Edward I: New Interpretations

The following is a review of Edward I: New Interpretations, edited by Dr Andy King and Dr Andrew Spencer and published in February 2020.

To paraphrase the late, great RR Davies, Edward I of England is the second most divisive figure in British history after Oliver Cromwell. Since the 1950s his reputation among historians has jerked up and down like the proverbial yo-yo, influenced by the usual drivers of revisionism and counter-revisionism. The perception of the general public is a different matter: to them Edward I is the pantomime villain of Braveheart and various popular novels, as well as the go-to bogeyman for Welsh and Scottish nationalists.

In recent years Edward’s reputation has been somewhat rehabilitated. From the cyclic low of the early 1970s, historians such as Caroline Burt, Andrew Spencer and Andy King have all presented more positive appraisals of the reign, while Michael Prestwich - the Godfather of Edwardian studies for the past forty years - has revised the negative assessments of his early career. This latest study, Edward I: New Interpretations, continues the general upward curve while also highlighting Edward’s flaws and failures.

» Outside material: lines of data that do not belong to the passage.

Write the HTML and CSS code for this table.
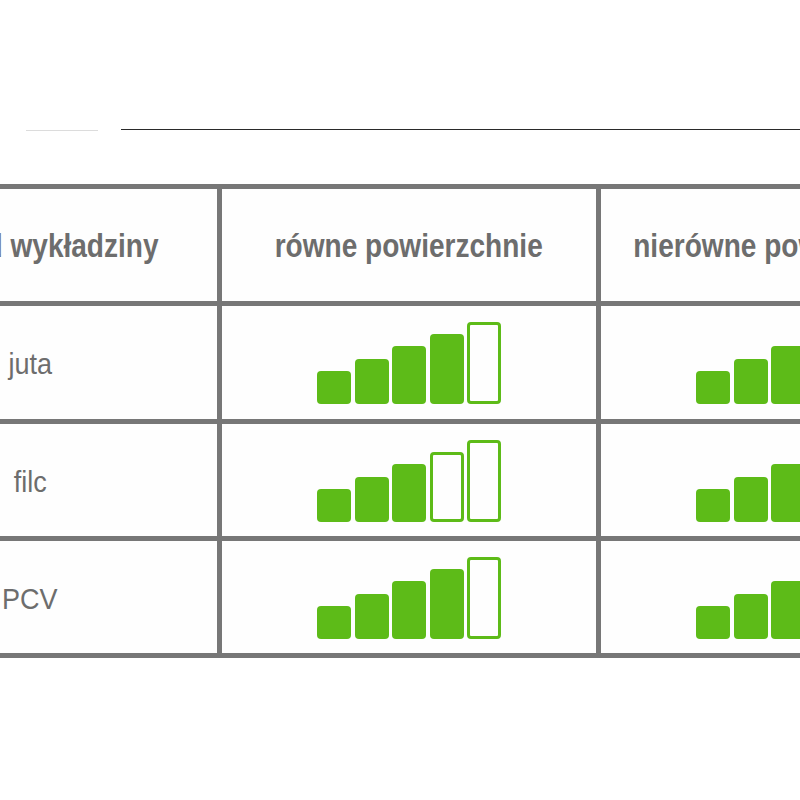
FILE: index.html
```html
<!DOCTYPE html>
<html lang="pl">
<head>
<meta charset="utf-8">
<title>Spód wykładziny</title>
<link rel="stylesheet" href="styles.css">
</head>
<body>
<div class="rules">
  <div class="rule-light"></div>
  <div class="rule-dark"></div>
</div>
<div class="table">
  <div class="cell head head-first"><span class="txt">spód wykładziny</span></div>
  <div class="cell head"><span class="txt">równe powierzchnie</span></div>
  <div class="cell head"><span class="txt">nierówne powierzchnie</span></div>

  <div class="cell label"><span class="txt">juta</span></div>
  <div class="cell"><div class="bars"><span class="bar b1"></span><span class="bar b2"></span><span class="bar b3"></span><span class="bar b4"></span><span class="bar b5 empty"></span></div></div>
  <div class="cell"><div class="bars"><span class="bar b1"></span><span class="bar b2"></span><span class="bar b3"></span><span class="bar b4 empty"></span><span class="bar b5 empty"></span></div></div>

  <div class="cell label"><span class="txt">filc</span></div>
  <div class="cell"><div class="bars"><span class="bar b1"></span><span class="bar b2"></span><span class="bar b3"></span><span class="bar b4 empty"></span><span class="bar b5 empty"></span></div></div>
  <div class="cell"><div class="bars"><span class="bar b1"></span><span class="bar b2"></span><span class="bar b3"></span><span class="bar b4"></span><span class="bar b5 empty"></span></div></div>

  <div class="cell label"><span class="txt">PCV</span></div>
  <div class="cell"><div class="bars"><span class="bar b1"></span><span class="bar b2"></span><span class="bar b3"></span><span class="bar b4"></span><span class="bar b5 empty"></span></div></div>
  <div class="cell"><div class="bars"><span class="bar b1"></span><span class="bar b2"></span><span class="bar b3"></span><span class="bar b4 empty"></span><span class="bar b5 empty"></span></div></div>
</div>
</body>
</html>
```

FILE: styles.css
```css
html, body {
  margin: 0;
  padding: 0;
  background: #ffffff;
  overflow: hidden;
}

body {
  width: 800px;
  height: 800px;
  font-family: "Liberation Sans", Arial, sans-serif;
  color: #6d6d6d;
}

.rules {
  display: flex;
  align-items: flex-start;
  padding-top: 129px;
}

.rule-light {
  margin-top: 1px;
  margin-left: 26px;
  width: 72px;
  height: 1px;
  background: #dcdcdc;
}

.rule-dark {
  margin-left: 23px;
  flex: 1;
  height: 1px;
  background: #2a2a2a;
}

.table {
  display: grid;
  grid-template-columns: repeat(3, 374px);
  grid-template-rows: 112px 113px 112px 112px;
  gap: 5px;
  padding: 5px;
  background: #777777;
  width: max-content;
  margin-top: 53px;
  margin-left: -162px;
}

.cell {
  background: #fefefe;
  display: flex;
  align-items: center;
  justify-content: center;
  white-space: nowrap;
}

.txt {
  display: inline-block;
}

.head {
  font-weight: 700;
  font-size: 33px;
  padding-top: 1px;
}

.head .txt {
  transform: scaleX(0.85);
}

.head-first {
  padding-left: 34px;
}

.label {
  font-weight: 400;
  font-size: 30px;
  padding-top: 3px;
}

.label .txt {
  transform: scaleX(0.9);
}

.bars {
  display: flex;
  align-items: flex-end;
  gap: 3.5px;
  height: 82px;
  margin-top: 1px;
}

.bar {
  display: block;
  box-sizing: border-box;
  width: 34px;
  border-radius: 4px;
  background: #5dbb18;
}

.bar.empty {
  background: transparent;
  border: 3px solid #5dbb18;
}

.b1 { height: 33px; }
.b2 { height: 45px; }
.b3 { height: 58px; }
.b4 { height: 70px; }
.b5 { height: 82px; }
```
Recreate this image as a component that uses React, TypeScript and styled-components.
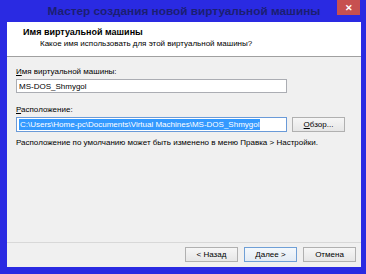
import React from "react";
import styled, { createGlobalStyle } from "styled-components";

const Global = createGlobalStyle`
  html, body { margin: 0; padding: 0; }
  body {
    width: 366px;
    height: 274px;
    overflow: hidden;
    background: #2a2ae2;
    font-family: "Liberation Sans", Arial, sans-serif;
  }
`;

const Window = styled.div`
  width: 366px;
  height: 274px;
  background: #2a2ae2;
  display: flex;
  flex-direction: column;
  box-sizing: border-box;
  padding: 0 5px 7px 7px;
`;

const TitleBar = styled.div`
  height: 22px;
  display: flex;
  align-items: center;
  justify-content: center;
  position: relative;
`;

const Title = styled.div`
  font-weight: 700;
  font-size: 11.8px;
  color: #1b1f72;
  white-space: nowrap;
  margin-top: -1px;
`;

const CloseBtn = styled.div`
  position: absolute;
  top: 0;
  right: 1px;
  width: 23px;
  height: 15px;
  background: #c75050;
  display: flex;
  align-items: center;
  justify-content: center;
  color: #fff;
  font-size: 9px;
  font-weight: 700;
`;

const Client = styled.div`
  flex: 1;
  display: flex;
  flex-direction: column;
  background: #f0f0f0;
`;

const Header = styled.div`
  height: 35px;
  background: #ffffff;
  border-bottom: 1px solid #a0a0a0;
  box-sizing: border-box;
  padding: 4px 0 0 16px;
`;

const HeadTitle = styled.div`
  font-size: 9px;
  font-weight: 700;
  color: #000;
  line-height: 12px;
`;

const HeadSub = styled.div`
  font-size: 8px;
  color: #000;
  line-height: 12px;
  padding-left: 17px;
`;

const Body = styled.div`
  flex: 1;
  padding: 9px 0 0 9px;
  display: flex;
  flex-direction: column;
`;

const Label = styled.div<{ $top?: number }>`
  font-size: 8px;
  color: #000;
  line-height: 11px;
  margin-top: ${(p) => p.$top ?? 0}px;
`;

const Row = styled.div`
  display: flex;
  align-items: center;
  gap: 5px;
  margin-top: 2px;
`;

const Input = styled.div<{ $focus?: boolean }>`
  width: 271px;
  height: ${(p) => (p.$focus ? 15 : 14)}px;
  box-sizing: border-box;
  background: #fff;
  border: 1px solid ${(p) => (p.$focus ? "#6a9ad8" : "#abadb3")};
  display: flex;
  align-items: center;
  padding: 0 2px;
  font-size: 8px;
  color: #000;
  white-space: nowrap;
  overflow: hidden;
`;

const Selected = styled.span`
  background: #3399ff;
  color: #fff;
  line-height: 11px;
  padding: 0 1px;
`;

const Button = styled.div<{ $default?: boolean }>`
  width: 53px;
  height: 15px;
  box-sizing: border-box;
  border: 1px solid ${(p) => (p.$default ? "#6f9fd6" : "#b0b0b0")};
  background: ${(p) =>
    p.$default
      ? "linear-gradient(#f4f8fc, #e3ebf4)"
      : "linear-gradient(#f6f6f6, #e6e6e6)"};
  display: flex;
  align-items: center;
  justify-content: center;
  font-size: 8px;
  color: #000;
`;

const Note = styled.div`
  font-size: 8px;
  color: #000;
  line-height: 11px;
  margin-top: 5px;
  white-space: nowrap;
`;

const Footer = styled.div`
  height: 23px;
  border-top: 1px solid #d8d8d8;
  display: flex;
  justify-content: flex-end;
  align-items: center;
  gap: 6px;
  padding: 0 5px 0 0;
  margin-bottom: 1px;
`;

export default function App() {
  return (
    <>
      <Global />
      <Window>
        <TitleBar>
          <Title>Мастер создания новой виртуальной машины</Title>
          <CloseBtn>✕</CloseBtn>
        </TitleBar>
        <Client>
          <Header>
            <HeadTitle>Имя виртуальной машины</HeadTitle>
            <HeadSub>Какое имя использовать для этой виртуальной машины?</HeadSub>
          </Header>
          <Body>
            <Label>
              <u>И</u>мя виртуальной машины:
            </Label>
            <Row>
              <Input>MS-DOS_Shmygol</Input>
            </Row>
            <Label $top={11}>
              <u>Р</u>асположение:
            </Label>
            <Row>
              <Input $focus>
                <Selected>C:\Users\Home-pc\Documents\Virtual Machines\MS-DOS_Shmygol</Selected>
              </Input>
              <Button>
                <u>О</u>бзор...
              </Button>
            </Row>
            <Note>
              Расположение по умолчанию может быть изменено в меню Правка &gt; Настройки.
            </Note>
          </Body>
          <Footer>
            <Button>&lt; Назад</Button>
            <Button $default>Далее &gt;</Button>
            <Button>Отмена</Button>
          </Footer>
        </Client>
      </Window>
    </>
  );
}
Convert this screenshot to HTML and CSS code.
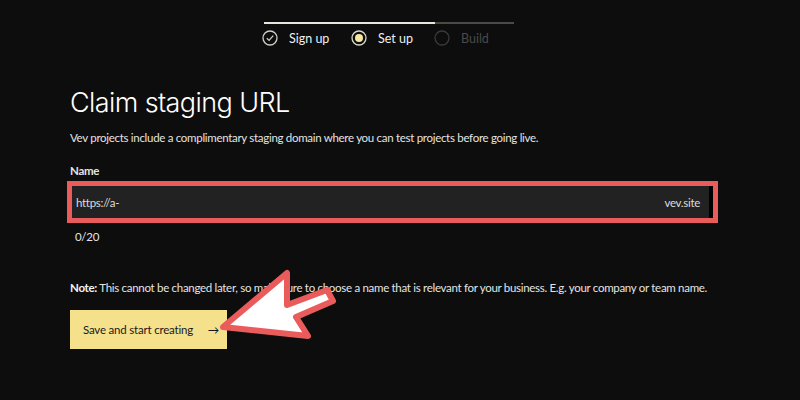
FILE: index.html
```html
<!DOCTYPE html>
<html>

<head>
    <title>Claim staging URL</title>
    <link rel="stylesheet" href="styles.css">
</head>

<body>
    <div class="steps">
        <div class="progress">
            <div class="progress-done"></div>
        </div>
        <div class="step-list">
            <div class="step">
                <svg class="step-icon" width="16" height="16" viewBox="0 0 16 16">
                    <circle cx="8" cy="8" r="7" fill="none" stroke="#cfcfc4" stroke-width="1.3"/>
                    <path d="M4.8 8.2 L7.1 10.4 L11.2 5.6" fill="none" stroke="#cfcfc4" stroke-width="1.3"/>
                </svg>
                <span>Sign up</span>
            </div>
            <div class="step">
                <svg class="step-icon" width="16" height="16" viewBox="0 0 16 16">
                    <circle cx="8" cy="8" r="7" fill="none" stroke="#d8d8cc" stroke-width="1.3"/>
                    <circle cx="8" cy="8" r="4" fill="#f6e7a0"/>
                </svg>
                <span>Set up</span>
            </div>
            <div class="step step-todo">
                <svg class="step-icon" width="16" height="16" viewBox="0 0 16 16">
                    <circle cx="8" cy="8" r="7" fill="none" stroke="#3a3a3a" stroke-width="1.3"/>
                </svg>
                <span>Build</span>
            </div>
        </div>
    </div>

    <div class="container">
        <h1>Claim staging URL</h1>
        <p class="intro">Vev projects include a complimentary staging domain where you can test projects before going live.</p>

        <label class="field-label">Name</label>
        <div class="highlight-box">
            <div class="url-input">
                <span>https://a-</span>
                <span>vev.site</span>
            </div>
        </div>
        <div class="counter">0/20</div>

        <p class="note"><strong>Note:</strong> This cannot be changed later, so make sure to choose a name that is relevant for your business. E.g. your company or team name.</p>

        <button type="button" class="save-button">Save and start creating <span class="arrow">&rarr;</span></button>
    </div>

    <!-- callout arrow pointing at the button -->
    <svg class="callout" width="800" height="400" viewBox="0 0 800 400">
        <polygon points="223,327 287,273 287,305 327,290 333,301 296,317 308,336"
            fill="#ffffff" stroke="#ea5c5c" stroke-width="6" stroke-linejoin="round"/>
    </svg>
</body>

</html>
```

FILE: styles.css
```css
body {
    font-family: Lato, "Open Sans", sans-serif;
    margin: 0;
    padding: 0;
    background-color: #0d0d0d;
    color: #e4e4e4;
    width: 800px;
    height: 400px;
    overflow: hidden;
    position: relative;
}

.steps {
    width: 250px;
    margin-left: 264px;
    padding-top: 22px;
}

.progress {
    height: 2px;
    background-color: #4a4a46;
}

.progress-done {
    width: 171px;
    height: 2px;
    background-color: #e6e6dc;
}

.step-list {
    display: flex;
    margin-top: 5px;
    margin-left: -2px;
}

.step {
    display: flex;
    align-items: center;
    gap: 11px;
    font-size: 12.5px;
    color: #f0f0f0;
    height: 18px;
}

.step:nth-child(1) {
    width: 89px;
}

.step:nth-child(2) {
    width: 83px;
}

.step-todo {
    color: #4a4a4a;
}

.step-icon {
    display: block;
}

.container {
    padding: 0 70px;
    font-size: 11.5px;
    letter-spacing: -0.3px;
}

h1 {
    font-family: Inter, "Liberation Sans", sans-serif;
    font-weight: 300;
    font-size: 27px;
    color: #ffffff;
    margin: 39px 0 0;
    letter-spacing: -0.6px;
}

.intro {
    margin: 12px 0 0;
}

.field-label {
    display: block;
    font-weight: bold;
    margin-top: 20px;
}

.highlight-box {
    margin: 4px 12px 0 -3px;
    border: 5px solid #ea5c5c;
    background-color: #000000;
    padding: 0 4px 0 0;
}

.url-input {
    display: flex;
    justify-content: space-between;
    align-items: center;
    height: 32px;
    background-color: #222222;
    padding: 0 9px 0 4px;
    color: #dcdcdc;
}

.counter {
    margin: 7px 0 0 5px;
}

.note {
    margin: 38px 0 0;
    white-space: nowrap;
}

.note strong {
    color: #f2f2f2;
}

.save-button {
    margin-top: 16px;
    height: 39px;
    width: 157px;
    padding: 0 0 0 13px;
    text-align: left;
    white-space: nowrap;
    background-color: #f5e08c;
    color: #1a1a1a;
    border: none;
    font-family: Lato, "Open Sans", sans-serif;
    font-size: 11.5px;
    letter-spacing: -0.2px;
    cursor: pointer;
}

.save-button .arrow {
    margin-left: 12px;
}

.callout {
    position: absolute;
    left: 0;
    top: 0;
    pointer-events: none;
}
```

To begin with, this is not a biography in the style of Prestwich or Marc Morris. Instead the editors, Spencer and King, have compiled a series of essays by different contributors. Each chapter addresses different aspects of the reign. These range from Edward’s administration of justice before he came to the throne, his relationship with Scottish magnates, his veneration of the Virgin Mary, and so on. Each contributor has published on their chosen subject and the depth of research and analysis is impressive, even if one doesn’t always agree with the conclusions.

There is much more good than bad to be found in this volume, so it might be easier to deal with the latter first. Edward’s life and times were packed, and it is impossible to cover everything in a book that struggles to reach the 200-page mark. There is no mention of Wales, the Jews, Gascony, the Holy Land, Edward’s relations with Philip IV and other European monarchs, Flanders, the Grand Alliance, the Riccardi, Simon de Montfort, Charles of Salerno, Henry of Castile, William Wallace, Robert de Bruce…the list goes on, and might indeed go on forever. The editors were obviously working within space limits, but their choices are arguably questionable. Should the conquest of Wales, for instance, be relegated at the expense of Edward’s devotion to the cult of Mary? The latter, it is true, casts fresh light on the king’s religious devotions: yet one might argue that this is a side-issue at best, compared to his controversial relations with the Welsh. A chapter by David Stephenson, who has written extensively (and recently) on Edwardian Wales, would have been ideal.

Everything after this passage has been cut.